By the time she was 18, she was running 13 websites. Three-and-a-half years later, she opened her own digital advertising company, Woobi.

Now 30, she has seen her company become one of the major players in in-game advertising, partnering with firms such as Ubisoft, responsible for video games like Assassin's Creed, Just Dance and Far Cry.

Woobi now has 40 employees and branches in Tel Aviv and London. It inserts advertising into video games in ways that avoid interrupting the flow of the game.

Where I came from you were married by 18

Ms Soggot, who grew up in north London and moved to Israel when she was 18, knew at an early age that she would not follow the conventional path for a strictly Orthodox woman.

She says: "At school, I couldn't find my place. I was looking for my own way.

"The girls there were all brought up to be teachers and stay within the community, but my parents were very educated and ambitious, so I saw something at home that according to the school system I was in, I wasn't allowed to pursue."

She was lucky in that her mother supported her decision to leave school as soon as possible, although they disagreed over her career choice.

Ms Soggot, who was in London last month to meet clients, says: "I always wanted to do architecture, and my mum was like, 'No, you're going into high-tech'. And that was it. We compromised and decided on web design."

She says that much of the knowledge and expertise she relies on now "was self-taught," modestly adding that after learning complicated online tools for attracting users to her website, "one thing led to another."

An increasing number of young Orthodox men and women are following Ms Soggot into the world of high-tech, where, she says, their upbringing gives them an advantage.

"My Orthodox childhood certainly helped me. It gave me different tools. I was taught to be more responsible.

"Even as a teenager, coming from the religious world, I didn't feel that young.
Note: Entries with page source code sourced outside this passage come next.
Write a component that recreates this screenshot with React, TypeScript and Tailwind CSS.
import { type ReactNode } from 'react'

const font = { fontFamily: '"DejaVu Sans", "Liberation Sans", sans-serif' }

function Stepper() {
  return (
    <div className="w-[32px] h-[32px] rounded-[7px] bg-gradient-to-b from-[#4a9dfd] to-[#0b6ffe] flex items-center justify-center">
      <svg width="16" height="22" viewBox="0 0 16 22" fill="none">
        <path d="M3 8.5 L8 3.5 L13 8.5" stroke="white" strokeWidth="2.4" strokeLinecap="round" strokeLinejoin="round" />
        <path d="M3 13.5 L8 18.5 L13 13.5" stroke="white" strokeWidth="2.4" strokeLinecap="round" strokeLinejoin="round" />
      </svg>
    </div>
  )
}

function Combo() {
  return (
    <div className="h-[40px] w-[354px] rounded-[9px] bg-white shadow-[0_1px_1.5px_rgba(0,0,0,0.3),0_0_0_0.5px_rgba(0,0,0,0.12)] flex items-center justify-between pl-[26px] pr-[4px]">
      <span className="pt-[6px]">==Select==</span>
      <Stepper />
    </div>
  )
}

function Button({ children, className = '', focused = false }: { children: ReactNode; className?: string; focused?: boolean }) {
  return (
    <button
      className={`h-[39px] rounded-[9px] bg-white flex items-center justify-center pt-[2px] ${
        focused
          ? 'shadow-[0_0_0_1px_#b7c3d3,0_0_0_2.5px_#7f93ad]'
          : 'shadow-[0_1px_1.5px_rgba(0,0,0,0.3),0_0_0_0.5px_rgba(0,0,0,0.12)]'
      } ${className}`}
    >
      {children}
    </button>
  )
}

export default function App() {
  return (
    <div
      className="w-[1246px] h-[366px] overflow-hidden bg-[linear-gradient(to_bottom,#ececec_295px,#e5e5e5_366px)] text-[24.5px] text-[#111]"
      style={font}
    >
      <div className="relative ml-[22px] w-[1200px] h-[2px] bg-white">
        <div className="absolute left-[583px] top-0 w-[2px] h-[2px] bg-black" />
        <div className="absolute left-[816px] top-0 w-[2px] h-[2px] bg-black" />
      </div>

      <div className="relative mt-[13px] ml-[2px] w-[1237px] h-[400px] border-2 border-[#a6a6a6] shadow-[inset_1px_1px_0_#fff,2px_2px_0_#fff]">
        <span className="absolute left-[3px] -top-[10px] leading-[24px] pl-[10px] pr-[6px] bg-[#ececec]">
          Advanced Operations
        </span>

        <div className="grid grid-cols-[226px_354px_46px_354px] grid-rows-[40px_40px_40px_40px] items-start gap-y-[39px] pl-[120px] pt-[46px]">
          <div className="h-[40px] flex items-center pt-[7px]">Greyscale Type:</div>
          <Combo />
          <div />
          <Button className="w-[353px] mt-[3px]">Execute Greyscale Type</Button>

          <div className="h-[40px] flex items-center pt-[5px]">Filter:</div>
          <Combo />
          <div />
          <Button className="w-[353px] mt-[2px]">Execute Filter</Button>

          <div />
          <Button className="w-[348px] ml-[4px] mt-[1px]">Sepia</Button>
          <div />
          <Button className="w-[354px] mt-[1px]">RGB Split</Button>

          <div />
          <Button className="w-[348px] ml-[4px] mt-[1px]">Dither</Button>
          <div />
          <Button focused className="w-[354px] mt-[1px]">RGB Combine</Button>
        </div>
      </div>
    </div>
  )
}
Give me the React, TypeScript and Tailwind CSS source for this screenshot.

I was very young compared to other people sitting at desks next to me, because they'd been travelling and to university, but I didn't feel young.

"I came from a world in which you were married by the time you're 18 and then when you're 19 you have your first child, and these people - my co-workers - were still single, trying to figure themselves out. I was brought up to be much more mature."

There were still drawbacks to coming from another world, though. Laughing, she describes one particularly painful moment where those differences became clear.

"I went paintballing once with a bunch of colleagues. I didn't serve in the Israeli army, because religious girls don't do the army.

"So the instructor comes in and spends four minutes speaking in military language about how you're supposed to shoot, and everyone there was on top of it - except me and this one French girl.

"We were the only two on the team who had no idea what he was saying. Thirty seconds later, we were shot from head to toe."